Mais la prière a besoin qu’on lui accorde un vrai temps si elle doit structurer notre vie. Elle a besoin de régularité si nous voulons authentiquement « marcher avec Dieu ». Elle a besoin de durée pour pouvoir se déployer, prendre corps en notre vie, et ne pas être simplement une formalité que l’on expédie. Elle nécessite, comme toute rencontre, un cadre préservé pour pouvoir se vivre dans la paix. Elle mérite d’être protégée dans le programme de nos semaines.

Protéger la prière, c’est donc lui « consacrer » un temps, choisir un moment rien que pour elle. Il vaut la peine de faire un tel choix d’exclusivité, même sur un temps limité. On retirera plus de profit de dix minutes authentiquement mises à part, que d’une heure « d’entre deux », entre prière et ouverture à toutes les sollicitations qui surviennent.

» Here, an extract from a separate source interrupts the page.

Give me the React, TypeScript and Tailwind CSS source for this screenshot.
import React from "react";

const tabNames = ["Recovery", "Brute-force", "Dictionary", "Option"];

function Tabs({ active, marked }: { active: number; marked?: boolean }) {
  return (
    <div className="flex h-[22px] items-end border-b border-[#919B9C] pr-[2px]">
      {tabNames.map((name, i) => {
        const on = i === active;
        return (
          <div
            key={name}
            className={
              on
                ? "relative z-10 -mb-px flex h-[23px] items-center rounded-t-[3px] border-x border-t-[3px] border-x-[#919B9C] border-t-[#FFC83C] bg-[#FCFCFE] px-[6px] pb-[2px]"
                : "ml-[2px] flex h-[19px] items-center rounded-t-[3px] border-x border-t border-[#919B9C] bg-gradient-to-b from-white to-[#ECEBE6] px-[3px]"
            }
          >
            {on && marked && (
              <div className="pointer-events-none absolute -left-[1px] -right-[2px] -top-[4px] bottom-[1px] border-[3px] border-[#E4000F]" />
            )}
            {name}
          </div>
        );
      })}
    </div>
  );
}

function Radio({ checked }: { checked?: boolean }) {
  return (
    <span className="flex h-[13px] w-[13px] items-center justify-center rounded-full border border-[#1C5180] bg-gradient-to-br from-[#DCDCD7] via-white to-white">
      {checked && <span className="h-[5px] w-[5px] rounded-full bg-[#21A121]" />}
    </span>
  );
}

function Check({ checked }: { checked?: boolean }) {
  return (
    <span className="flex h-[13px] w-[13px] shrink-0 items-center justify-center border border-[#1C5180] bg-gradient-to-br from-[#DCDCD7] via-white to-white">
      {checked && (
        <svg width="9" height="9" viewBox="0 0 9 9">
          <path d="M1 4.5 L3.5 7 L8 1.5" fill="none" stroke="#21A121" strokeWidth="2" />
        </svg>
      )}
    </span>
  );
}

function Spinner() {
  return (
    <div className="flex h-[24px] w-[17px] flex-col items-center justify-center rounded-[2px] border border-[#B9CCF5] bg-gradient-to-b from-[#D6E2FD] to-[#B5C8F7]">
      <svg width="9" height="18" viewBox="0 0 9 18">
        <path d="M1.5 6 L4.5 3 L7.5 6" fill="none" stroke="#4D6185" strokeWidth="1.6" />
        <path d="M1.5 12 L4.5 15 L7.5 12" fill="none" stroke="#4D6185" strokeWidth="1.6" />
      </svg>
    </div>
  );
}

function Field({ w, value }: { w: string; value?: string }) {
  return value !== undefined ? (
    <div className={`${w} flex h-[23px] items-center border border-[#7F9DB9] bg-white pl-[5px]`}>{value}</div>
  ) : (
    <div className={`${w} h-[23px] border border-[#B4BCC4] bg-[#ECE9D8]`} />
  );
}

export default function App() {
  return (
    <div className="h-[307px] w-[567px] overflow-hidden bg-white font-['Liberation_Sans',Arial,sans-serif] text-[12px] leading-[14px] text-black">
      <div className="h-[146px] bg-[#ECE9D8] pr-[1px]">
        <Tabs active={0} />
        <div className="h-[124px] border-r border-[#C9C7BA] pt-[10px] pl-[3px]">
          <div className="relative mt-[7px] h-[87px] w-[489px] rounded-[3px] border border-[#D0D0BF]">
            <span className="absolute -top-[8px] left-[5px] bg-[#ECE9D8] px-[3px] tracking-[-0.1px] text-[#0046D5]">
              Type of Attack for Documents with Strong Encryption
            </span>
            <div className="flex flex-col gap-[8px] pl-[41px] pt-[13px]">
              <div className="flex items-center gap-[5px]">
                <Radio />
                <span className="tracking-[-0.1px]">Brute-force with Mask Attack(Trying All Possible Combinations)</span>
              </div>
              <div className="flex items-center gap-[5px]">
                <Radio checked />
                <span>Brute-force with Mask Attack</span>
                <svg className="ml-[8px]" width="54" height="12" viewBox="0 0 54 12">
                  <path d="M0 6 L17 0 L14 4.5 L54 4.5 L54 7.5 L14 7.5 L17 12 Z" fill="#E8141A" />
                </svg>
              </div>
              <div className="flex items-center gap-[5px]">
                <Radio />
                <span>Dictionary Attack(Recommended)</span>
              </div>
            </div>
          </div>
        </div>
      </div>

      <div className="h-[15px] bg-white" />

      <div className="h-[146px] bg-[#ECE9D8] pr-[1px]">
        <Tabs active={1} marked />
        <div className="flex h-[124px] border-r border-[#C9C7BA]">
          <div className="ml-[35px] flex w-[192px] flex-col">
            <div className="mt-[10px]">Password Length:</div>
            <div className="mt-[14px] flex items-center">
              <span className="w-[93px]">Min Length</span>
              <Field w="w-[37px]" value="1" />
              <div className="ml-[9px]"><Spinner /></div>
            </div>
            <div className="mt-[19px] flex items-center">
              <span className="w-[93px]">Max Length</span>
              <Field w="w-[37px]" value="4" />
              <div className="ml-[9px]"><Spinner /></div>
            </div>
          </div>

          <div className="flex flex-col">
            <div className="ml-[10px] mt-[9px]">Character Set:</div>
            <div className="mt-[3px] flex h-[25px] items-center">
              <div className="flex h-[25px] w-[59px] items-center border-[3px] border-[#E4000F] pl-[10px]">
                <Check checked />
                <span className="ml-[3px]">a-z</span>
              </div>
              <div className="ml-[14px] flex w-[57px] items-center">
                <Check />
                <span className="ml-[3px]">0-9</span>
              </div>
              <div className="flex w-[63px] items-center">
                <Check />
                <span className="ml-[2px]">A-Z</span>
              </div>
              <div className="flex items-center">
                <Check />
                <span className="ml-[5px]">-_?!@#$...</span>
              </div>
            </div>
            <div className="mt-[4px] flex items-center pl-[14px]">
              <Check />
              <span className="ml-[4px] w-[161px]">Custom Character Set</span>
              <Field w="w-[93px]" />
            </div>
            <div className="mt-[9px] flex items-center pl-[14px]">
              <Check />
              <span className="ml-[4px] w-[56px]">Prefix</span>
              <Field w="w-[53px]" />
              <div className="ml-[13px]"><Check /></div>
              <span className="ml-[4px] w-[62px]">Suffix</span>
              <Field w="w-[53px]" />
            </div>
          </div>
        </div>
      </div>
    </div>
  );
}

Protéger la prière, c’est aussi lui « réserver » un temps, et savoir lui donner priorité par rapport à d’autres activités. Ce choix semble difficile lorsque les activités sont nombreuses et pressantes. Il n’est pas évident à faire lorsque les obligations ne dépendent pas de nous (par exemple, un parent avec de jeunes enfants).

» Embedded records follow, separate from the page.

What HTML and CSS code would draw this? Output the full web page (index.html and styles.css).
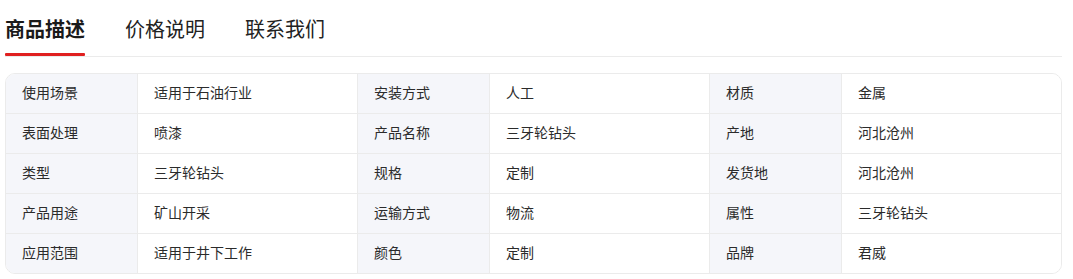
FILE: index.html
```html
<!DOCTYPE html>
<html lang="zh">
<head>
<meta charset="utf-8">
<link rel="stylesheet" href="styles.css">
</head>
<body>
<div class="wrap">
  <div class="tabs">
    <div class="tab active">商品描述</div>
    <div class="tab">价格说明</div>
    <div class="tab">联系我们</div>
  </div>
  <div class="table">
    <div class="row">
      <div class="k">使用场景</div><div class="v">适用于石油行业</div>
      <div class="k">安装方式</div><div class="v">人工</div>
      <div class="k">材质</div><div class="v">金属</div>
    </div>
    <div class="row">
      <div class="k">表面处理</div><div class="v">喷漆</div>
      <div class="k">产品名称</div><div class="v">三牙轮钻头</div>
      <div class="k">产地</div><div class="v">河北沧州</div>
    </div>
    <div class="row">
      <div class="k">类型</div><div class="v">三牙轮钻头</div>
      <div class="k">规格</div><div class="v">定制</div>
      <div class="k">发货地</div><div class="v">河北沧州</div>
    </div>
    <div class="row">
      <div class="k">产品用途</div><div class="v">矿山开采</div>
      <div class="k">运输方式</div><div class="v">物流</div>
      <div class="k">属性</div><div class="v">三牙轮钻头</div>
    </div>
    <div class="row">
      <div class="k">应用范围</div><div class="v">适用于井下工作</div>
      <div class="k">颜色</div><div class="v">定制</div>
      <div class="k">品牌</div><div class="v">君威</div>
    </div>
  </div>
</div>
</body>
</html>
```
FILE: styles.css
```css
html, body {
  margin: 0;
  padding: 0;
  background: #fff;
}
body {
  font-family: "Noto Sans CJK SC", "Noto Sans", sans-serif;
  color: #333;
}
.wrap {
  width: 1057px;
  margin-left: 5px;
}
.tabs {
  display: flex;
  gap: 40px;
  height: 56px;
  border-bottom: 1px solid #ebebeb;
}
.tab {
  font-size: 20px;
  line-height: 28px;
  padding-top: 15px;
  color: #222;
  height: 40px;
  box-sizing: border-box;
  width: 80px;
  white-space: nowrap;
}
.tab.active {
  font-weight: 700;
  color: #1a1a1a;
  height: 56px;
  position: relative;
}
.tab.active::after {
  content: "";
  position: absolute;
  left: 0;
  right: 0;
  top: 53px;
  height: 3px;
  background: #e02020;
  border-radius: 1px;
}
.table {
  margin-top: 16px;
  border: 1px solid #ebebeb;
  border-radius: 10px;
  overflow: hidden;
}
.row {
  display: grid;
  grid-template-columns: 132px 220px 132px 220px 132px 1fr;
  height: 40px;
  border-top: 1px solid #ebebeb;
  box-sizing: border-box;
}
.row:first-child {
  border-top: none;
  height: 39px;
}
.k, .v {
  display: flex;
  align-items: center;
  padding-left: 16px;
  padding-bottom: 3px;
  font-size: 14px;
  color: #2b2b2b;
  white-space: nowrap;
}
.k {
  background: #f5f6fa;
  border-right: 1px solid #ebebeb;
}
.v {
  background: #fff;
  border-right: 1px solid #ebebeb;
}
.v:last-child {
  border-right: none;
}
```
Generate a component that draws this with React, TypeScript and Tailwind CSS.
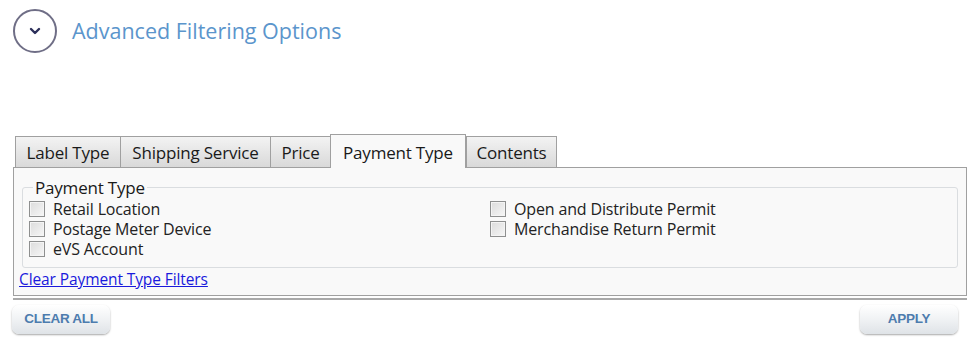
import React from "react";

const font = { fontFamily: '"Open Sans", "Noto Sans", sans-serif' };

function Tab({ label, active, w }: { label: string; active?: boolean; w: string }) {
  if (active) {
    return (
      <div className={`relative z-10 -mb-px flex h-[34px] items-center justify-center border border-b-0 border-[#a0a0a0] bg-[#f9f9f9] pt-[2px] text-[17px] tracking-[-0.2px] text-[#1a1a1a] ${w}`}>
        {label}
      </div>
    );
  }
  return (
    <div className={`-mr-px flex h-[31px] items-center justify-center border border-b-0 border-[#a0a0a0] bg-gradient-to-b from-[#f3f3f3] to-[#d9d9d9] pt-[2px] text-[17px] tracking-[-0.2px] text-[#1a1a1a] ${w}`}>
      {label}
    </div>
  );
}

function Check({ label }: { label: string }) {
  return (
    <label className="flex h-[20px] items-center gap-[8px] text-[16px] leading-[18px] tracking-[-0.15px] text-[#222]">
      <span className="block h-[16px] w-[16px] shrink-0 border border-[#8e8f8f] bg-gradient-to-br from-[#dcdcdc] to-[#f6f6f6] shadow-[inset_0_0_0_1px_#f4f4f4]" />
      {label}
    </label>
  );
}

function Btn({ label }: { label: string }) {
  return (
    <button className="flex h-[29px] w-[98px] items-center justify-center rounded-[7px] bg-gradient-to-b from-[#ffffff] via-[#f0f2f4] to-[#dfe3e7] text-[13.5px] font-bold tracking-[-0.3px] text-[#4d7cae] shadow-[0_1px_2px_rgba(0,0,0,0.35)]" style={{ fontFamily: '"Liberation Sans", Arial, sans-serif' }}>
      {label}
    </button>
  );
}

export default function App() {
  return (
    <div className="h-[350px] w-[980px] bg-white" style={font}>
      <div className="flex items-center pl-[13px] pt-[9px]">
        <div className="flex h-[44px] w-[44px] items-center justify-center rounded-full border-2 border-[#6f6e86]">
          <svg width="12" height="8" viewBox="0 0 12 8">
            <path d="M2 2 L6 6 L10 2" fill="none" stroke="#2c2f5a" strokeWidth="2.4" strokeLinecap="round" strokeLinejoin="round" />
          </svg>
        </div>
        <div className="ml-[15px] text-[21.5px] leading-none text-[#5b95cc]">Advanced Filtering Options</div>
      </div>

      <div className="mt-[81px] flex items-end pl-[15px]">
        <Tab label="Label Type" w="w-[106px]" />
        <Tab label="Shipping Service" w="w-[151px]" />
        <Tab label="Price" w="w-[61px]" />
        <Tab label="Payment Type" active w="w-[136px]" />
        <Tab label="Contents" w="w-[91px]" />
      </div>
      <div className="mx-[13px] h-[129px] w-[954px] border border-[#a0a0a0] bg-[#f9f9f9]">
        <fieldset className="mx-[8px] mt-[12px] h-[88px] rounded-[3px] border border-[#dadde0] pl-[6px] pt-0">
          <legend className="ml-[4px] px-[2px] text-[17px] leading-[15px] tracking-[-0.2px] text-[#1a1a1a]">Payment Type</legend>
          <div className="flex pt-[4px]">
            <div className="flex w-[461px] flex-col">
              <Check label="Retail Location" />
              <Check label="Postage Meter Device" />
              <Check label="eVS Account" />
            </div>
            <div className="flex flex-col">
              <Check label="Open and Distribute Permit" />
              <Check label="Merchandise Return Permit" />
            </div>
          </div>
        </fieldset>
        <a href="#" className="ml-[5px] mt-[1px] block text-[15.5px] leading-[20px] tracking-[-0.1px] text-[#1a1adc] underline">
          Clear Payment Type Filters
        </a>
      </div>
      <div className="mx-[13px] mt-[2px] h-[2px] w-[954px] bg-[#a9a9a9]" />
      <div className="mt-[5px] flex w-[958px] justify-between pl-[12px]">
        <Btn label="CLEAR ALL" />
        <Btn label="APPLY" />
      </div>
    </div>
  );
}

La discipline d’un rendez-vous de prière régulier, à un ou plusieurs moments choisis de la journée, est la meilleure façon de valoriser la prière dans notre vie. Il faut l’envisager comme une décision personnelle et volontaire, et non comme une obligation extérieure. Elle exprime le désir de ne pas mettre la prière à la remorque du reste de notre vie, mais de l’inscrire comme un élément qui nous structure. Elle a l’avantage d’éviter de « négocier » chaque jour si l’on va prier ou non. Elle permet une continuité, un approfondissement, des progrès. On veillera à ne pas en faire un cadre culpabilisant, à rester souple, à se fixer des objectifs réalisables, à s’accorder la possibilité de compenser un rendez-vous manqué ou écourté. L’important n’est pas de respecter scrupuleusement « notre » discipline, mais de « marcher avec Dieu » (Genèse 5.22).